* start *
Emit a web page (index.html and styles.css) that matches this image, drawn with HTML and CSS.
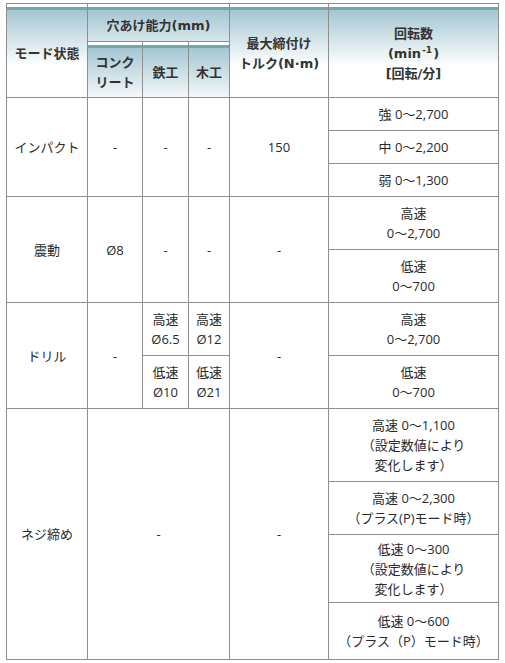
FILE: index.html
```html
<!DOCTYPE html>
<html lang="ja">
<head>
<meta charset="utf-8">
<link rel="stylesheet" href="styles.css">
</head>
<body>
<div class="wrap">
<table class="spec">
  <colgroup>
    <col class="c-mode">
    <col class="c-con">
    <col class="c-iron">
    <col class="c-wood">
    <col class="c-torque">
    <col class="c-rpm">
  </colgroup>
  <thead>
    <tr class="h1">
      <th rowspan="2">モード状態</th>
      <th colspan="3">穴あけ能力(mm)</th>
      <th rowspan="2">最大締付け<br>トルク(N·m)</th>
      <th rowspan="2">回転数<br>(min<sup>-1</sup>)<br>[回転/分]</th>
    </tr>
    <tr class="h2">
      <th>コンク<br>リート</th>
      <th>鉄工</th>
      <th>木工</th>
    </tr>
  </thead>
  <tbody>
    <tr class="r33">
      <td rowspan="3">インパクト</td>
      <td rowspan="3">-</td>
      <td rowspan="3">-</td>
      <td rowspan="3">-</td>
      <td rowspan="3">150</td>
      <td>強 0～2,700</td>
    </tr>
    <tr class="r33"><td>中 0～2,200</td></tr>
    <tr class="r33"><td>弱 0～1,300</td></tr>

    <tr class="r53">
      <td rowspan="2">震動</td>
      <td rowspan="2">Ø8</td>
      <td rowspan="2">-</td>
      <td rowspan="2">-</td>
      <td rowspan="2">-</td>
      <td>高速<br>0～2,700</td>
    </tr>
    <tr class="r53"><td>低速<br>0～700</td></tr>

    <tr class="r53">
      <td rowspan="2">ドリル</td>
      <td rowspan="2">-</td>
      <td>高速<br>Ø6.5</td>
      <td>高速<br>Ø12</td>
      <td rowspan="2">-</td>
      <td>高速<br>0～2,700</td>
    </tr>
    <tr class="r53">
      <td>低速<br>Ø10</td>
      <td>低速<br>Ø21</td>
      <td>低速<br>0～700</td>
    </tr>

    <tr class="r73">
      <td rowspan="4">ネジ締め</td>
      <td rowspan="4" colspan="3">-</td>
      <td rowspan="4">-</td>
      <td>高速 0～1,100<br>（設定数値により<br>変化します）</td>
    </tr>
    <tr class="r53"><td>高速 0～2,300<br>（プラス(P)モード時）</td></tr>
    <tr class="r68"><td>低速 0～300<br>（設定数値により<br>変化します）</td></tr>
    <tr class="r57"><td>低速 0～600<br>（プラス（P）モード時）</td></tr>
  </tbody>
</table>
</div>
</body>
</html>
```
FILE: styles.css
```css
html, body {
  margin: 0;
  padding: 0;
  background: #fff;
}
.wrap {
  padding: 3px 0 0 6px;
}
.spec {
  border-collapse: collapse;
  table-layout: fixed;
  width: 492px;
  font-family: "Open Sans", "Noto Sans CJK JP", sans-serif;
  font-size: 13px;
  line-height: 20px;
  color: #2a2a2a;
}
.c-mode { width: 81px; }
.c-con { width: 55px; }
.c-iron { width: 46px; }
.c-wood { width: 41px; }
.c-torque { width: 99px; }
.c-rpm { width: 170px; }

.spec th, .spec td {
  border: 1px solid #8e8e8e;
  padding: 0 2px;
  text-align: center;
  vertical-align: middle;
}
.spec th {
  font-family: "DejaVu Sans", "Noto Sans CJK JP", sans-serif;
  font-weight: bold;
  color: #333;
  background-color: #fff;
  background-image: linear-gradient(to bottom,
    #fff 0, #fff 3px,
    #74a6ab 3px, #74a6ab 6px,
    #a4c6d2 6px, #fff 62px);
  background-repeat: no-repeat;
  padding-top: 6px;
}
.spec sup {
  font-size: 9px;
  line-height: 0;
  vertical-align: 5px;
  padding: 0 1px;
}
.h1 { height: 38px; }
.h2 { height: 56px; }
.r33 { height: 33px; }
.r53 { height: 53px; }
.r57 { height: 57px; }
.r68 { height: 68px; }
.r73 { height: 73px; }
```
* end *
REQUIREMENTS
Omit the pictures, and quote the material above exactly as given.

RESPONSE FOR THIS EXERCISE
Emit a web page (index.html and styles.css) that matches this image, drawn with HTML and CSS.
FILE: index.html
```html
<!DOCTYPE html>
<html lang="ja">
<head>
<meta charset="utf-8">
<link rel="stylesheet" href="styles.css">
</head>
<body>
<div class="wrap">
<table class="spec">
  <colgroup>
    <col class="c-mode">
    <col class="c-con">
    <col class="c-iron">
    <col class="c-wood">
    <col class="c-torque">
    <col class="c-rpm">
  </colgroup>
  <thead>
    <tr class="h1">
      <th rowspan="2">モード状態</th>
      <th colspan="3">穴あけ能力(mm)</th>
      <th rowspan="2">最大締付け<br>トルク(N·m)</th>
      <th rowspan="2">回転数<br>(min<sup>-1</sup>)<br>[回転/分]</th>
    </tr>
    <tr class="h2">
      <th>コンク<br>リート</th>
      <th>鉄工</th>
      <th>木工</th>
    </tr>
  </thead>
  <tbody>
    <tr class="r33">
      <td rowspan="3">インパクト</td>
      <td rowspan="3">-</td>
      <td rowspan="3">-</td>
      <td rowspan="3">-</td>
      <td rowspan="3">150</td>
      <td>強 0～2,700</td>
    </tr>
    <tr class="r33"><td>中 0～2,200</td></tr>
    <tr class="r33"><td>弱 0～1,300</td></tr>

    <tr class="r53">
      <td rowspan="2">震動</td>
      <td rowspan="2">Ø8</td>
      <td rowspan="2">-</td>
      <td rowspan="2">-</td>
      <td rowspan="2">-</td>
      <td>高速<br>0～2,700</td>
    </tr>
    <tr class="r53"><td>低速<br>0～700</td></tr>

    <tr class="r53">
      <td rowspan="2">ドリル</td>
      <td rowspan="2">-</td>
      <td>高速<br>Ø6.5</td>
      <td>高速<br>Ø12</td>
      <td rowspan="2">-</td>
      <td>高速<br>0～2,700</td>
    </tr>
    <tr class="r53">
      <td>低速<br>Ø10</td>
      <td>低速<br>Ø21</td>
      <td>低速<br>0～700</td>
    </tr>

    <tr class="r73">
      <td rowspan="4">ネジ締め</td>
      <td rowspan="4" colspan="3">-</td>
      <td rowspan="4">-</td>
      <td>高速 0～1,100<br>（設定数値により<br>変化します）</td>
    </tr>
    <tr class="r53"><td>高速 0～2,300<br>（プラス(P)モード時）</td></tr>
    <tr class="r68"><td>低速 0～300<br>（設定数値により<br>変化します）</td></tr>
    <tr class="r57"><td>低速 0～600<br>（プラス（P）モード時）</td></tr>
  </tbody>
</table>
</div>
</body>
</html>
```
FILE: styles.css
```css
html, body {
  margin: 0;
  padding: 0;
  background: #fff;
}
.wrap {
  padding: 3px 0 0 6px;
}
.spec {
  border-collapse: collapse;
  table-layout: fixed;
  width: 492px;
  font-family: "Open Sans", "Noto Sans CJK JP", sans-serif;
  font-size: 13px;
  line-height: 20px;
  color: #2a2a2a;
}
.c-mode { width: 81px; }
.c-con { width: 55px; }
.c-iron { width: 46px; }
.c-wood { width: 41px; }
.c-torque { width: 99px; }
.c-rpm { width: 170px; }

.spec th, .spec td {
  border: 1px solid #8e8e8e;
  padding: 0 2px;
  text-align: center;
  vertical-align: middle;
}
.spec th {
  font-family: "DejaVu Sans", "Noto Sans CJK JP", sans-serif;
  font-weight: bold;
  color: #333;
  background-color: #fff;
  background-image: linear-gradient(to bottom,
    #fff 0, #fff 3px,
    #74a6ab 3px, #74a6ab 6px,
    #a4c6d2 6px, #fff 62px);
  background-repeat: no-repeat;
  padding-top: 6px;
}
.spec sup {
  font-size: 9px;
  line-height: 0;
  vertical-align: 5px;
  padding: 0 1px;
}
.h1 { height: 38px; }
.h2 { height: 56px; }
.r33 { height: 33px; }
.r53 { height: 53px; }
.r57 { height: 57px; }
.r68 { height: 68px; }
.r73 { height: 73px; }
```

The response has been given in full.